Seemingly everyone has an account with a social media website. Whether its Facebook, Twitter, Orkut, or one of the many others, people are more connected than ever. Some who signed up for an account on a social media site never use it, but for others, it’s become an obsession, something on which they rely upon too much. The remarkable thing about social networks is how they opened up this new way to communicate, regardless of how people choose to use them. Social networking has gone beyond what the internet and email opened up in the 1990s and we’ve reached a point of constant connection and personal sharing.
One area social networking has had an interesting impact is study abroad. In the past, students who have chosen to go abroad to continue their education have largely been separated from home. Students, in many respects, were cut off from the familiar and taken out of their comfort zones to a fairly extreme degree. Essentially, studying abroad helped to foster personal growth in the individual. They had to experience entirely new things: cultures, traditions, behaviors, food, people, and everything in between. While a student may have started out “alone,” over the course of the study abroad experience, that sense of “alone” faded away as they become immersed and step out of their comfort zone.
Now, with the internet and social networks, things have shifted. Some of those changes are positive, some not so much. In what we might call the early days of the “modern” internet, let’s say the late 1990s or early 2000s, as social networking developed conceptually, those in a study abroad program may have had internet access, but they had to find it and depending on their location, finding access may have been a considerable challenge. Internet cafés began to appear and students could occasionally visit the café, send an email, and that was about it. It wasn’t a time consuming endeavour and it wasn’t a priority.
Since the early 2000s, there has been a dramatic shift in that access. We’ve entered the age of constant connections. We have internet access on a number of highly portable devices such as smartphones, tablets, and laptops, devices we carry with us everywhere we go, including when we go abroad. We no longer have to seek out a connection, it’s come to us.
The question is, does this connection harm the study abroad experience?
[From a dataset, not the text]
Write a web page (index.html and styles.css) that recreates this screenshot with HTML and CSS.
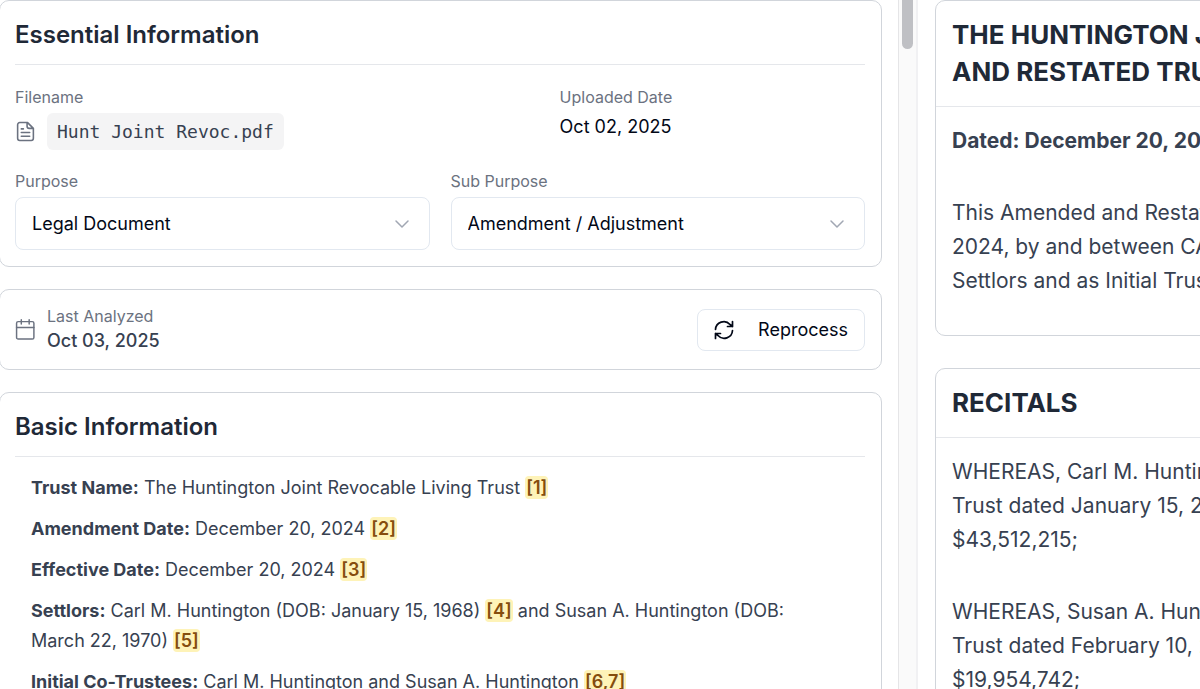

There isn’t a clear answer, but since it has fundamentally changed it, it’s an important question to ask. For one, that separation from home is virtually non-existent. Gone are the days of saying goodbye, au revoir, auf wiedersehen, to your family and friends. Now, it’s a goodbye, I’ll talk to you tomorrow. Students can be in constant contact with home. They can post updates, photos, video, and talk every day. While they still may be stepping out a comfort zone, that step is considerably softened, and when stepping out a comfort zone is soften like this, it directly impacts how the individual grows and learns.
Additionally, social networking has become a distraction. Updating a personal network or blog is time consuming. There’s post writing, uploading photos and video, responding, and having general conversations. It gets in the way of the real world experience, not to mention studying. So, then, it becomes a question of balance and what the individual wants out of the overall experience. It’s about learning and self-discovery and it’s difficult to accomplish this when you immerse yourself in the familiar and distracted.
To answer the initial question, yes, social networking and a constant internet connection can have a negative impact on the study abroad experience if it isn’t managed properly.What social networking provides should be tempered. It should be a passive tool, a log or digital journal of your experiences, and not a dominant influence. Leaving home for a few months, a summer, or end entire year is an incredible and rewarding challenge, a chance to grow and to take a huge leap out of the comfort zone. For some in living in the connected era, taking a step back from their digital reality may be a challenge, but like the study abroad, isn’t that challenge the point?